━━━━━ Given information

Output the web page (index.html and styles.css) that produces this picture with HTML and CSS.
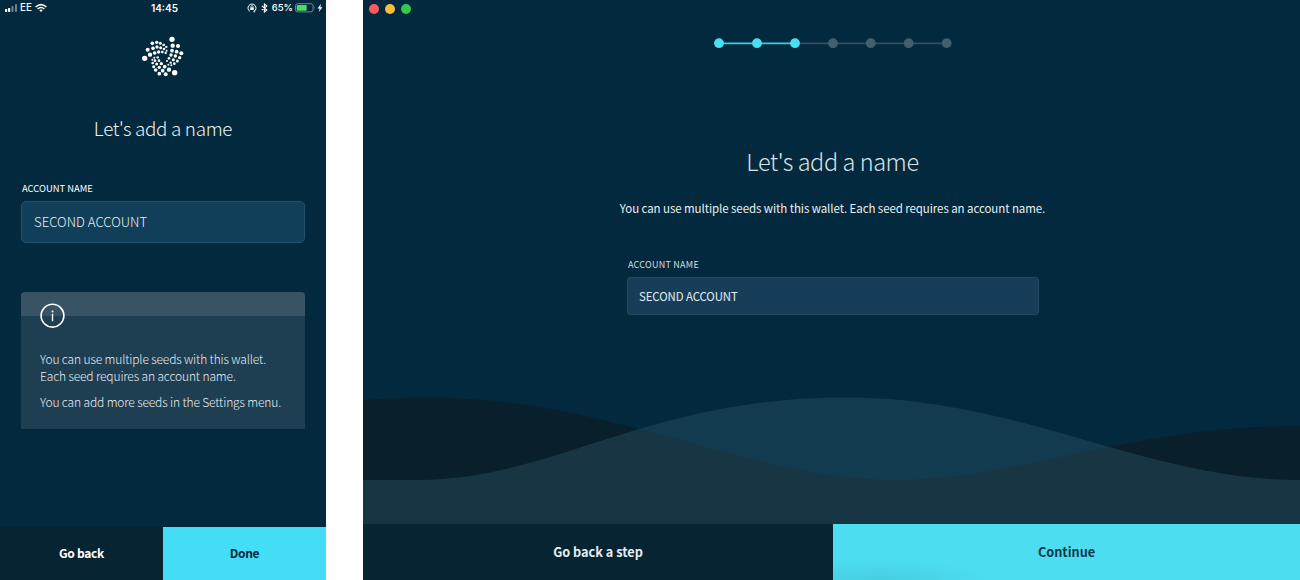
FILE: index.html
```html
<!DOCTYPE html>
<html lang="en">
<head>
<meta charset="utf-8">
<title>Let's add a name</title>
<link rel="stylesheet" href="styles.css">
</head>
<body>
<main class="screens">
<section class="phone">
  <header class="status">
    <div class="status-left">
      <svg width="13" height="10" viewBox="0 0 13 10"><g fill="#fff"><rect x="0" y="6" width="2.2" height="3" rx=".7"/><rect x="3" y="5" width="2.2" height="4" rx=".7"/></g><g fill="#6d8490"><rect x="6.5" y="3" width="2" height="6" rx=".7"/><rect x="10" y="1" width="2" height="8" rx=".7"/></g></svg>
      <span class="carrier">EE</span>
      <svg width="12" height="10" viewBox="0 0 12 10" fill="none" stroke="#fff" stroke-width="1.6"><path d="M.6 4Q6-.8 11.4 4M2.6 6Q6 3 9.4 6"/><path d="M4.3 7.2Q6 5.9 7.7 7.2L6 9Z" fill="#fff" stroke="none"/></svg>
    </div>
    <span class="clock">14:45</span>
    <div class="status-right">
      <svg width="10" height="10" viewBox="0 0 10 10" fill="none" stroke="#fff"><path d="M3 8.5A4 4 0 1 1 7 8.5"/><path d="M7.8 7.2L6.6 8.8L8.2 9" stroke-width=".8"/><rect x="3.2" y="4.4" width="3.6" height="2.6" fill="#fff" stroke="none"/><path d="M3.9 4.6V3.7A1.1 1.1 0 0 1 6.1 3.7V4.6" stroke-width=".8"/></svg>
      <svg class="bluetooth" width="7" height="10" viewBox="0 0 7 10" fill="none" stroke="#fff" stroke-width="1.1"><path d="M.8 2.8L5.8 7L3.4 9V1L5.8 3L.8 7.2"/></svg>
      <span class="percent">65%</span>
      <svg class="battery" width="21" height="10" viewBox="0 0 21 10"><rect x=".5" y=".7" width="17.5" height="8.2" rx="2" fill="none" stroke="#71848e"/><rect x="1.7" y="1.9" width="10" height="5.8" rx=".8" fill="#4cdb60"/><path d="M19 3.3Q20.6 4.8 19 6.3Z" fill="#71848e"/></svg>
      <svg width="6" height="10" viewBox="0 0 6 10"><path d="M4 .8L.6 5.4H2.7L1.8 9L5.4 4.2H3.3Z" fill="#fff"/></svg>
    </div>
  </header>
  <svg class="logo" width="66" height="54" viewBox="0 0 198 162" fill="#fff">
    <circle cx="44" cy="85" r="8"/><circle cx="53" cy="59" r="6"/><circle cx="60" cy="74" r="6.5"/><circle cx="67" cy="40" r="5.5"/><circle cx="69" cy="55" r="5.5"/><circle cx="74" cy="69" r="5.5"/><circle cx="80" cy="37" r="5"/><circle cx="81" cy="51" r="5"/><circle cx="86" cy="66" r="5"/><circle cx="91" cy="40" r="4.5"/><circle cx="92" cy="53" r="4.5"/><circle cx="97" cy="66" r="4"/><circle cx="101" cy="45" r="4"/><circle cx="102" cy="57" r="4"/><circle cx="107" cy="69" r="3.5"/><circle cx="109" cy="51" r="3.5"/><circle cx="110" cy="62" r="3"/>
    <circle cx="126" cy="28" r="8"/><circle cx="128" cy="47" r="6.5"/><circle cx="144" cy="48" r="6"/><circle cx="126" cy="62" r="5.5"/><circle cx="140" cy="65" r="5.5"/><circle cx="154" cy="70" r="6"/><circle cx="123" cy="75" r="5"/><circle cx="136" cy="78" r="5"/><circle cx="149" cy="83" r="5"/><circle cx="117" cy="85" r="4"/><circle cx="130" cy="89" r="4.5"/><circle cx="142" cy="93" r="4.5"/><circle cx="111" cy="93" r="3"/><circle cx="122" cy="98" r="3.5"/><circle cx="133" cy="101" r="4"/><circle cx="115" cy="104" r="3"/><circle cx="124" cy="106" r="3"/>
    <circle cx="134" cy="128" r="8"/><circle cx="117" cy="119" r="6.5"/><circle cx="107" cy="133" r="6"/><circle cx="104" cy="110" r="5.5"/><circle cx="98" cy="122" r="5.5"/><circle cx="88" cy="131" r="5.5"/><circle cx="94" cy="101" r="5"/><circle cx="88" cy="112" r="5"/><circle cx="77" cy="120" r="5.5"/><circle cx="87" cy="92" r="4"/><circle cx="80" cy="102" r="4.5"/><circle cx="71" cy="110" r="4.5"/><circle cx="83" cy="82" r="3.5"/><circle cx="75" cy="92" r="4"/><circle cx="68" cy="99" r="4"/><circle cx="73" cy="83" r="3"/><circle cx="67" cy="89" r="3"/>
  </svg>
  <h1 class="phone-title">Let's add a name</h1>
  <label class="phone-label">ACCOUNT NAME</label>
  <div class="phone-field">SECOND ACCOUNT</div>
  <div class="info">
    <div class="info-head"><svg class="info-icon" width="26" height="26" viewBox="0 0 26 26"><circle cx="12.5" cy="12.7" r="11.4" fill="none" stroke="#fff" stroke-width="1.6"/><circle cx="12.5" cy="8.4" r="1" fill="#fff"/><path d="M12.5 10.8V18.3" stroke="#fff" stroke-width="1.4"/></svg></div>
    <div class="info-text">
      <p class="info-line">You can use multiple seeds with this wallet.</p>
      <p class="info-line">Each seed requires an account name.</p>
      <p class="info-line third">You can add more seeds in the Settings menu.</p>
    </div>
  </div>
  <footer class="phone-actions"><div class="back">Go back</div><div class="done">Done</div></footer>
</section>
<section class="desktop">
  <div class="window-buttons"><i class="dot red"></i><i class="dot yellow"></i><i class="dot green"></i></div>
  <svg class="steps" width="240" height="12" viewBox="0 0 240 12">
    <path d="M82 6.3H234" stroke="#35505f" stroke-width="1.7"/><path d="M6 6.3H82" stroke="#3ccfe3" stroke-width="1.7"/>
    <g fill="#4adef1"><circle cx="6" cy="6.2" r="4.9"/><circle cx="44" cy="6.2" r="4.9"/><circle cx="82" cy="6.2" r="4.9"/></g>
    <g fill="#425f6f"><circle cx="120" cy="6.2" r="4.9"/><circle cx="157.8" cy="6.2" r="4.9"/><circle cx="195.7" cy="6.2" r="4.9"/><circle cx="233.7" cy="6.2" r="4.9"/></g>
  </svg>
  <h1 class="desk-title">Let's add a name</h1>
  <p class="desk-text">You can use multiple seeds with this wallet. Each seed requires an account name.</p>
  <div class="form"><label class="desk-label">ACCOUNT NAME</label><div class="desk-field">SECOND ACCOUNT</div></div>
  <svg class="waves" width="937" height="134" viewBox="0 0 937 134">
    <path fill="#09202c" d="M0 10Q35 7.5 65 7.5C250 7.5 385 90 530 90C660 90 760 36 937 36V134H0Z"/>
    <path fill="#3d6c7d" fill-opacity=".28" d="M0 90H55C190 90 285 7.5 482 7.5C660 7.5 780 90 937 90V134H0Z"/>
  </svg>
  <footer class="desk-actions"><div class="desk-back">Go back a step</div><div class="continue">Continue</div></footer>
</section>
</main>
</body>
</html>
```
FILE: styles.css
```css
* { box-sizing: border-box; }
body { margin: 0; background: #fff; font-family: "Noto Sans CJK SC", "Noto Sans", sans-serif; color: #fff; }
h1, p { margin: 0; white-space: nowrap; }
svg { display: block; flex: none; }
.screens { display: flex; gap: 37px; width: 1300px; height: 580px; overflow: hidden; }
.phone { width: 326px; height: 580px; background: #03293e; display: flex; flex-direction: column; }
.status { display: grid; grid-template-columns: 1fr auto 1fr; height: 16px; align-items: center; padding: 0 3px 0 5px; font: 500 10px/16px Inter, sans-serif; }
.status-left, .status-right { display: flex; align-items: center; height: 16px; }
.carrier { margin: 0 3px 0 2px; font-size: 9.8px; }
.clock { font-weight: 600; font-size: 10px; padding-left: 1px; }
.status-right { justify-content: flex-end; }
.bluetooth { margin: 0 4px 0 4px; }
.percent { font-size: 9.5px; }
.battery { margin: 0 1px 0 2px; }
.logo { margin: 14px 0 0 130px; }
.phone-title { margin-top: 29px; height: 30px; font-size: 18.8px; line-height: 30px; font-weight: 300; text-align: center; letter-spacing: -.3px; color: #eef2f5; }
.phone-label { margin: 36px 0 0 22px; height: 18px; font-size: 9.4px; line-height: 18px; }
.phone-field { margin: 4px 21px 0; height: 42px; flex: none; border: 1px solid #23506a; border-radius: 5px; background: #113e58; padding-left: 12px; font-size: 13.2px; line-height: 39px; font-weight: 300; color: #e8f1f6; }
.info { margin: 49px 21px 0; height: 137px; border-radius: 4px 4px 1px 1px; background: #1e3f52; overflow: hidden; }
.info-head { height: 24px; background: #385364; padding: 11px 0 0 19px; }
.info-text { padding: 34px 0 0 19px; font-size: 12px; font-weight: 300; letter-spacing: -.14px; color: #e6edf2; }
.info-line { line-height: 17px; }
.info-icon { position: relative; }
.third { margin-top: 9px; }
.phone-actions { margin-top: auto; height: 53px; display: grid; grid-template-columns: 163px 163px; font-size: 12px; line-height: 52px; text-align: center; font-weight: 700; letter-spacing: -.3px; }
.back { background: #072432; }
.done { background: #43ddf6; color: #03293e; }
.desktop { width: 937px; height: 580px; background: #03293e; display: flex; flex-direction: column; }
.window-buttons { display: flex; gap: 6px; height: 17px; padding: 4px 0 0 6px; }
.dot { width: 10px; height: 10px; border-radius: 50%; }
.red { background: #fb5c5b; }
.yellow { background: #fbbd3e; }
.green { background: #33c949; }
.steps { margin: 20px 0 0 350px; }
.desk-title { margin-top: 94px; height: 36px; padding-left: 2px; line-height: 36px; font-size: 23.5px; font-weight: 300; text-align: center; letter-spacing: -.42px; color: #d9e1e5; }
.desk-text { margin-top: 19px; height: 20px; padding-left: 2px; line-height: 20px; font-size: 11.5px; text-align: center; letter-spacing: -.08px; color: #e9eff2; }
.form { display: flex; flex-direction: column; margin: 39px 0 0 264px; width: 412px; }
.desk-label { height: 16px; padding-left: 1px; font-size: 9px; line-height: 16px; letter-spacing: .25px; color: #d3dee4; }
.desk-field { margin-top: 4px; height: 38px; border: 1px solid #24495f; border-radius: 3px; background: #163e58; padding-left: 11px; font-size: 11.4px; line-height: 36px; letter-spacing: -.08px; color: #e4edf2; }
.waves { margin-top: auto; }
.desk-actions { display: grid; grid-template-columns: 470px 467px; height: 56px; line-height: 56px; font-size: 12.7px; font-weight: 700; text-align: center; border-bottom: 1px solid #17323e; }
.desk-back { background: #062431; color: #e5edf1; }
.continue { background: radial-gradient(ellipse 110px 20px at 45px 56px, #46cee0, #4cddf1); color: #06384a; }
```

━━━━━━━━━━

• **Task to carry out**
Filter the data for the string "with" and copy every line that has it.

• **Exercise result**
Output the web page (index.html and styles.css) that produces this picture with HTML and CSS.
      <p class="info-line">You can use multiple seeds with this wallet.</p>
  <p class="desk-text">You can use multiple seeds with this wallet. Each seed requires an account name.</p>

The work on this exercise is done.